LMRG: Where do you see key research puzzles that researchers interested in China’s science system should focus on in the near future?
Cao: I think, the biggest question is how China will continue to improve its S&T system. There has been a lot of talk about, say, strategic S&T forces, national laboratories, the coordination of different players of doing science, the restructuring of the system, and the role of the market in innovation. I still try to understand what these terms actually mean, or rather, what meaning they will be given over time as many terms might not be clear even to people who initially formulate policies. Within ten years, for example, the structure of the S&T system might be totally different again. We have seen this in the past, this sort of frequent restructuring and reform incurs tremendous costs and requires the mobilization of many resources. What we do not know is whether this sort of policy-making process includes heavy debates within the system, and by whom and how these policy changes are ultimately made. In certain areas it is possible to mobilize human and financial resources in a top-down fashion to advance a certain project, but it is impossible for a country to do everything based on this model.

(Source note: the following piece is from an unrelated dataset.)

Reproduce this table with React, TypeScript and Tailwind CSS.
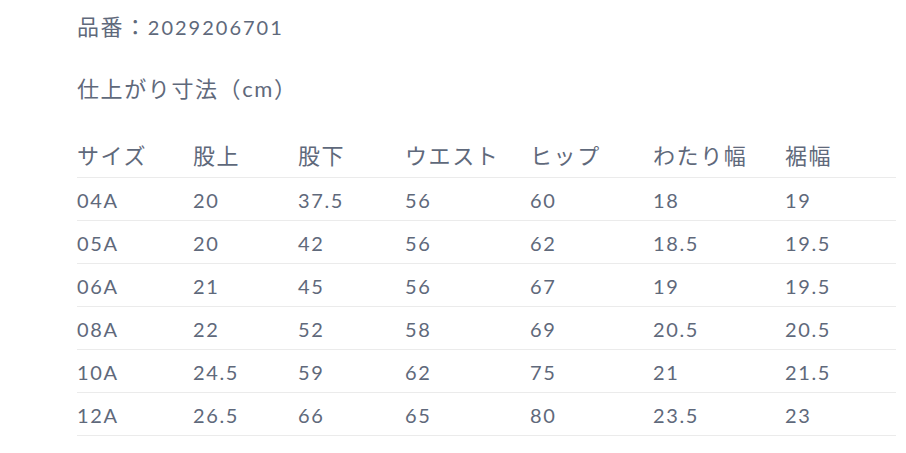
const cols = ["サイズ", "股上", "股下", "ウエスト", "ヒップ", "わたり幅", "裾幅"];
const widths = ["w-[116px]", "w-[105px]", "w-[107px]", "w-[125px]", "w-[123px]", "w-[132px]", ""];

const rows = [
  ["04A", "20", "37.5", "56", "60", "18", "19"],
  ["05A", "20", "42", "56", "62", "18.5", "19.5"],
  ["06A", "21", "45", "56", "67", "19", "19.5"],
  ["08A", "22", "52", "58", "69", "20.5", "20.5"],
  ["10A", "24.5", "59", "62", "75", "21", "21.5"],
  ["12A", "26.5", "66", "65", "80", "23.5", "23"],
];

export default function App() {
  return (
    <div className="min-h-screen bg-white pl-[77px] pr-[10px] text-[20px] tracking-[0.08em] text-[#5f697b] [font-family:Lato,'Noto_Sans_CJK_JP',sans-serif]">
      <p className="mt-[7px] h-[40px] leading-[40px]">
        <span className="text-[22px]">品番：</span>
        <span className="tracking-[0.1em]">2029206701</span>
      </p>
      <h3 className="mt-[22px] h-[40px] text-[22px] leading-[40px]">仕上がり寸法（cm）</h3>
      <table className="mt-[25px] w-[819px] table-fixed border-collapse">
        <thead>
          <tr className="h-[43px] border-b border-[#ebebeb]">
            {cols.map((c, i) => (
              <th key={c} className={`${widths[i]} p-0 text-left text-[22px] font-normal`}>
                {c}
              </th>
            ))}
          </tr>
        </thead>
        <tbody>
          {rows.map((r) => (
            <tr key={r[0]} className="h-[43px] border-b border-[#ebebeb]">
              {r.map((v, i) => (
                <td key={i} className="p-0 pt-[2px]">
                  {v}
                </td>
              ))}
            </tr>
          ))}
        </tbody>
      </table>
    </div>
  );
}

In other words, we should study the policy-making process now and in what ways it is similar or different compared to ten, twenty years ago or the early Reform period. This will help us see how the concentration of resources and power works in China. The Chinese S&T system is still a work-in-progress, and there are many things that we still don’t know, it’s like the inside of a “black box”. It’s worth the effort to continue monitoring and studying it, and to reach a critical mass of people who understand it. There are many research opportunities in this field.